» **Exercise task**:
Pictures excluded, return the lines below from the first through the line holding "string; value: string".

--

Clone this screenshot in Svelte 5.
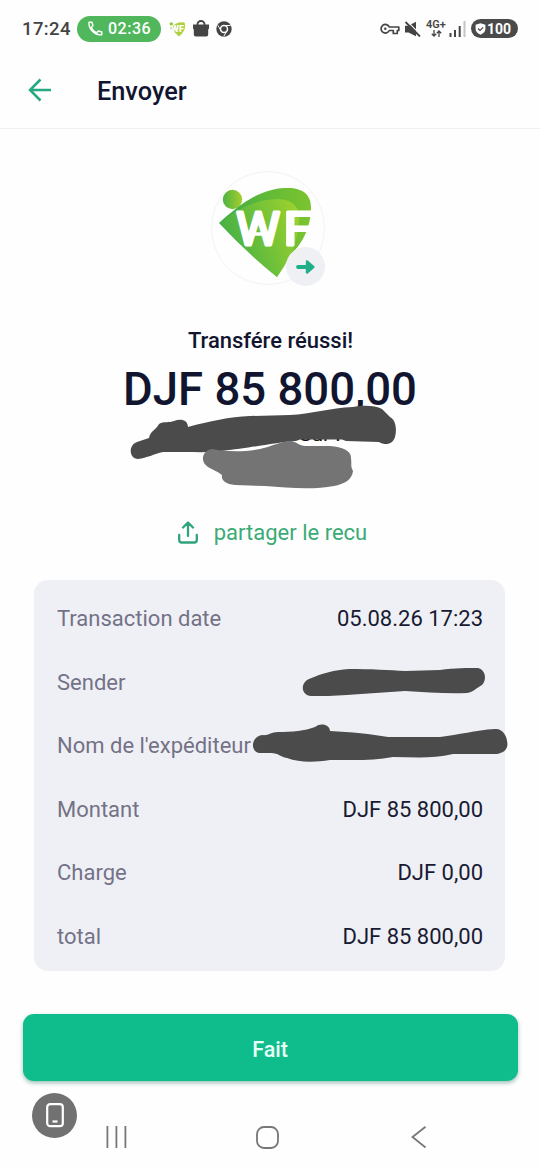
<script lang="ts">
  type Row = { label: string; value: string };

  const rows: Row[] = [
    { label: 'Transaction date', value: '05.08.26 17:23' },
    { label: 'Sender', value: '' },
    { label: "Nom de l'expéditeur", value: '' },
    { label: 'Montant', value: 'DJF 85 800,00' },
    { label: 'Charge', value: 'DJF 0,00' },
    { label: 'total', value: 'DJF 85 800,00' },
  ];
  const bars = [0, 9, 18];
</script>

<div class="screen">
  <div class="status">
    <span class="time">17:24</span>
    <span class="call">
      <svg width="15" height="15" viewBox="0 0 15 15" fill="none" stroke="#fff" stroke-width="1.4" stroke-linejoin="round">
        <path d="M1 1.2h3l1 3.6-1.8 1.6c1 2.3 3 4.4 5.4 5.4l1.7-1.8 3.5 1v2.8C7 14.8.6 8.5 1 1.2z" />
      </svg>
      02:36
    </span>
    <svg class="mini-wf" width="17" height="16" viewBox="0 0 17 16">
      <circle cx="2.3" cy="3" r="1.7" fill="#8fc83c" />
      <path d="M1 7Q8 0 15.5 1.5Q18 9 10 15.5z" fill="#b0d040" />
      <text x="2" y="10.5" font-size="8.5" textLength="13" lengthAdjust="spacingAndGlyphs">WF</text>
    </svg>
    <svg class="bag" width="16" height="17" viewBox="0 0 16 17">
      <path d="M4.5 6V4a3.5 3 0 0 1 7 0v2" fill="none" stroke="#444" stroke-width="1.8" />
      <path d="M0 4.5h16v4l-.8 1v5q0 2-2 2H2.800q-2 0-2-2v-5l-.8-1z" fill="#444" />
    </svg>
    <svg class="chrome" width="16" height="16" viewBox="0 0 16 16">
      <circle cx="8" cy="8" r="7.7" fill="#444" />
      <circle cx="8" cy="8" r="3.5" fill="#444" stroke="#fff" stroke-width="1.5" />
      <path d="M8 4.5h6.5M5 9.7L1.9 4.3M11 9.7l-3.2 5.6" stroke="#fff" stroke-width="1" />
    </svg>
    <div class="right">
      <svg width="20" height="12" viewBox="0 0 20 12" fill="none" stroke="#444" stroke-width="1.7">
        <path d="M9.3 4h9.5v3.5h-1.500V10.5h-4V7.5h-4A4.3 4.3 0 1 1 9.3 4z" stroke-linejoin="round" />
        <circle cx="5.3" cy="5.8" r="1.2" fill="#444" stroke="none" />
      </svg>
      <svg class="mute" width="17" height="16" viewBox="0 0 17 16">
        <path d="M1 4.8h3.500L12 .8v14.400L4.500 11.5H1z" fill="#444" />
        <path d="M3 .2l14 14" stroke="#fff" stroke-width="1.2" />
        <path d="M1.5 1l14.500 14.500" stroke="#444" stroke-width="1.8" />
      </svg>
      <span class="net">
        4G+
        <svg width="11" height="7" viewBox="0 0 11 7" fill="none" stroke="#444" stroke-width="1.3">
          <path d="M3 0v6M.8 3.8L3 6l2.2-2.2M8 7V1M5.8 3.2L8 1l2.2 2.2" />
        </svg>
      </span>
      <svg class="signal" width="17" height="17" viewBox="0 0 17 17" stroke="#444" stroke-width="2">
        <path d="M1.5 17v-4M6 17v-7M10.7 17V6" />
        <path d="M15.5 17V1" stroke="#c4c4c4" />
      </svg>
      <span class="battery">
        <svg width="11" height="12" viewBox="0 0 11 12">
          <path d="M5.5.3l4.9 1.5v4.2q0 3.5-4.9 5.7Q.6 9.5.6 6V1.8z" fill="#fff" />
          <path d="M3 5.5l2 2 3.2-3.2" fill="none" stroke="#4a4a4a" stroke-width="1.2" />
        </svg>
        100
      </span>
    </div>
  </div>

  <header>
    <svg width="24" height="24" viewBox="0 0 24 24" fill="none" stroke="#25a983" stroke-width="2.5">
      <path d="M23 12H2M12.5 1.5L2 12l10.5 10.5" />
    </svg>
    <h1>Envoyer</h1>
  </header>

  <main>
    <div class="logo">
      <svg width="112" height="112" viewBox="0 0 112 112">
        <defs>
          <linearGradient id="outer" x1="0" x2="1">
            <stop offset="0" stop-color="#3bab46" />
            <stop offset=".55" stop-color="#62bb37" />
            <stop offset="1" stop-color="#7cc42f" />
          </linearGradient>
          <linearGradient id="inner" x1="0" x2="1" y1=".6" y2=".2">
            <stop offset="0" stop-color="#3fae48" />
            <stop offset="1" stop-color="#a6d52c" />
          </linearGradient>
          <linearGradient id="dot">
            <stop offset="0" stop-color="#4db244" />
            <stop offset="1" stop-color="#a5cf2b" />
          </linearGradient>
        </defs>
        <circle cx="20.5" cy="27.5" r="9.7" fill="url(#dot)" />
        <path d="M7 51C25 35 46 17 73 16C91 15 99 23 99 35C99 58 88 75 77 84Q72 94 65 105Q34 80 7 51z" fill="url(#outer)" />
        <path d="M8 51C27 36 43 28 65 27C79 27 89 34 87 51C85 75 74 93 65 105Q34 80 8 51z" fill="url(#inner)" opacity=".8" />
        <g class="wf">
          <text x="24" y="73" textLength="44" lengthAdjust="spacingAndGlyphs">W</text>
          <text x="71.5" y="73" textLength="29" lengthAdjust="spacingAndGlyphs">F</text>
        </g>
        <path d="M41 62h10" stroke="#fff" stroke-width="3.5" />
      </svg>
      <span class="badge">
        <svg width="19" height="14" viewBox="0 0 19 14" fill="#20ad89" stroke="#20ad89" stroke-linejoin="round" stroke-linecap="round">
          <path d="M2 7h11" stroke-width="3.8" />
          <path d="M11 1.5L17.3 7 11 12.5z" stroke-width="2.4" />
        </svg>
      </span>
    </div>

    <h2>Transfére réussi!</h2>
    <p class="amount">DJF 85 800,00</p>

    <div class="share">
      <svg width="20" height="23" viewBox="0 0 20 23" fill="none" stroke="#30a47a" stroke-width="2.3" stroke-linecap="round" stroke-linejoin="round">
        <path d="M10 15V2M5 6.5l5-5 5 5M1.200 14v5q0 2.500 2.500 2.500h12.600q2.500 0 2.500-2.500v-5" />
      </svg>
      <span>partager le recu</span>
    </div>

    <section class="card">
      {#each rows as row}
        <div class="row">
          <span class="label">{row.label}</span>
          <span class="value">{row.value}</span>
        </div>
      {/each}
    </section>

    <button>Fait</button>
  </main>

  <nav>
    <svg class="recents" width="22" height="22" viewBox="0 0 22 22" stroke="#777" stroke-width="1.8">
      {#each bars as x}
        <path d="M{x + 2.4} 0v22" />
      {/each}
    </svg>
    <svg class="home" width="23" height="23" viewBox="0 0 23 23" fill="none" stroke="#777" stroke-width="1.8">
      <rect x="1" y="1" width="21" height="21" rx="7" />
    </svg>
    <svg class="back" width="16" height="22" viewBox="0 0 16 22" fill="none" stroke="#777" stroke-width="1.8">
      <path d="M14.5 .8L1.5 11l13 10.5" />
    </svg>
  </nav>

  <span class="float">
    <svg width="18" height="25" viewBox="0 0 18 25" fill="none" stroke="#fff" stroke-width="2.2">
      <rect x="1.2" y="1.2" width="15.6" height="22" rx="3" />
      <path d="M6.5 18.500h5" />
    </svg>
  </span>

  <!-- marker strokes hiding the private fields -->
  <svg class="marks" width="540" height="1170" viewBox="0 0 540 1170">
    <text x="299" y="441" font-size="21" fill="#111">Sur .</text>
    <path
      fill="#4b4b4b"
      d="M138 459C129 459 128 445 137 442L149 438C150 431 156 430 159 424C164 421 169 423 174 421C181 418 188 420 188 427C210 421 229 417 250 416L290 415C311 414 330 408 353 407C362 405 375 405 382 409L390 417C396 420 397 430 395 437C393 444 386 446 379 442L346 441L342 439.500L300 439.500L296 441C277 442 245 449 229 450C211 453 199 452 184 452L163 452C154 454 147 458 138 459z"
    />
    <path
      fill="#747474"
      d="M208 467C199 461 203 450 212 449C227 452 244 452 260 449C270 447 282 441 291 441C297 442 300 446 305 446L330 446C343 447 352 451 351 459C352 464 350 465 353 471C352 480 344 484 334 486C314 490 289 488 265 486L235 485C225 484 221 480 222 475C217 471 213 470 208 467z"
    />
    <path
      fill="#4b4b4b"
      d="M311 696C301 695 300 683 309 679C323 673 334 670 349 669C370 669 390 670 405 671L440 670C455 668 468 668 478 668C486 670 487 680 482 685C476 688 474 692 467 693C447 694 425 692 405 691C386 692 365 694 347 695C334 696 322 696 311 696z"
    />
    <path
      fill="#4b4b4b"
      d="M259 753C250 751 251 737 262 735C268 736 271 732 278 732C292 732 305 731 315 727C321 722 330 725 330 731C351 732 371 734 388 737L440 737C459 735 475 730 495 729C502 728 507 736 507 741C509 749 504 753 497 754L453 754C432 759 413 757 393 757C374 761 353 760 330 760C316 762 300 763 287 758C280 757 279 753 271 753z"
    />
  </svg>
</div>

<style>
  :global(body) {
    margin: 0;
    background: #fefefe;
  }
  .screen {
    position: relative;
    width: 540px;
    height: 1170px;
    overflow: hidden;
    display: flex;
    flex-direction: column;
    background: #fefefe;
    font-family: Roboto, sans-serif;
    color: #11152f;
  }
  svg {
    display: block;
    flex: none;
  }
  .status {
    display: flex;
    align-items: center;
    height: 56px;
    box-sizing: border-box;
    padding: 1px 22px 0;
    color: #444;
  }
  .time {
    width: 55px;
    font-size: 18.5px;
    font-weight: 500;
    letter-spacing: 0.4px;
  }
  .call {
    display: flex;
    align-items: center;
    gap: 5px;
    width: 84px;
    height: 26px;
    box-sizing: border-box;
    padding-left: 11px;
    border-radius: 13px;
    background: #50b75c;
    color: #fff;
    font-size: 16px;
    font-weight: 500;
    letter-spacing: 0.5px;
  }
  .mini-wf {
    margin-left: 8px;
  }
  .mini-wf text {
    font-family: Roboto, sans-serif;
    font-weight: 900;
    fill: #fff;
  }
  .bag {
    margin-left: 7px;
  }
  .chrome {
    margin-left: 7px;
  }
  .right {
    display: flex;
    align-items: center;
    margin-left: auto;
  }
  .mute {
    margin-left: 4px;
  }
  .net {
    display: flex;
    flex-direction: column;
    align-items: center;
    width: 22px;
    margin-left: 4px;
    font-size: 11px;
    line-height: 10px;
    font-weight: 600;
  }
  .signal {
    margin-left: 2px;
  }
  .battery {
    display: flex;
    align-items: center;
    gap: 1px;
    width: 47px;
    height: 19px;
    box-sizing: border-box;
    margin-left: 5px;
    padding-left: 4px;
    border-radius: 10px;
    background: #4a4a4a;
    color: #fff;
    font-size: 14px;
    font-weight: 700;
  }
  header {
    display: flex;
    align-items: center;
    height: 73px;
    box-sizing: border-box;
    padding: 0 0 4px 28px;
    border-bottom: 1px solid #f0f0f2;
  }
  h1 {
    margin: 2px 0 0 45px;
    font-size: 25.3px;
    font-weight: 500;
  }
  main {
    display: flex;
    flex-direction: column;
    align-items: center;
  }
  .logo {
    position: relative;
    width: 112px;
    height: 112px;
    margin: 42px 4px 0 0;
    border: 1px solid #f3f3f5;
    border-radius: 50%;
  }
  .wf {
    font-family: Roboto, sans-serif;
    font-size: 46px;
    font-weight: 400;
    fill: #fff;
    stroke: #fff;
    stroke-width: 3;
    stroke-linejoin: round;
  }
  .badge {
    position: absolute;
    right: -1px;
    bottom: -2px;
    display: flex;
    align-items: center;
    justify-content: center;
    width: 39px;
    height: 39px;
    border-radius: 50%;
    background: #eff0f4;
  }
  h2 {
    margin: 42px 0 0 1px;
    font-size: 22px;
    line-height: 28px;
    font-weight: 500;
  }
  .amount {
    margin: 7px 0 0;
    font-size: 45.5px;
    line-height: 56px;
    font-weight: 500;
  }
  .share {
    display: flex;
    align-items: center;
    gap: 16px;
    height: 30px;
    margin-top: 99px;
    margin-left: 5px;
    color: #3bab76;
    font-size: 22px;
  }
  .card {
    display: flex;
    flex-direction: column;
    width: 471px;
    height: 391px;
    box-sizing: border-box;
    margin: 33px 1px 0 0;
    padding: 7px 22px 3px 23px;
    border-radius: 14px;
    background: #eff0f5;
  }
  .row {
    display: flex;
    flex: 1;
    align-items: center;
    justify-content: space-between;
    font-size: 22px;
  }
  .label {
    color: #747287;
  }
  .value {
    color: #181a32;
  }
  button {
    width: 495px;
    height: 67px;
    margin: 43px 0 0;
    padding: 3px 0 0;
    border: 0;
    border-radius: 11px;
    background: #0fbd8c;
    box-shadow: 0 2px 4px rgba(10, 100, 75, 0.4);
    color: #e8fff7;
    font-family: inherit;
    font-size: 21.5px;
    font-weight: 500;
  }
  nav {
    display: flex;
    align-items: center;
    height: 24px;
    margin-top: 44px;
    padding-left: 105px;
  }
  .home {
    margin-left: 129px;
  }
  .back {
    margin-left: 132px;
  }
  .float {
    position: absolute;
    left: 32px;
    top: 1093px;
    display: flex;
    align-items: center;
    justify-content: center;
    width: 45px;
    height: 45px;
    border-radius: 50%;
    background: #717171;
  }
  .marks {
    position: absolute;
    left: 0;
    top: 0;
    pointer-events: none;
  }
</style>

--

» **Response to the exercise**:
Clone this screenshot in Svelte 5.
<script lang="ts">
  type Row = { label: string; value: string };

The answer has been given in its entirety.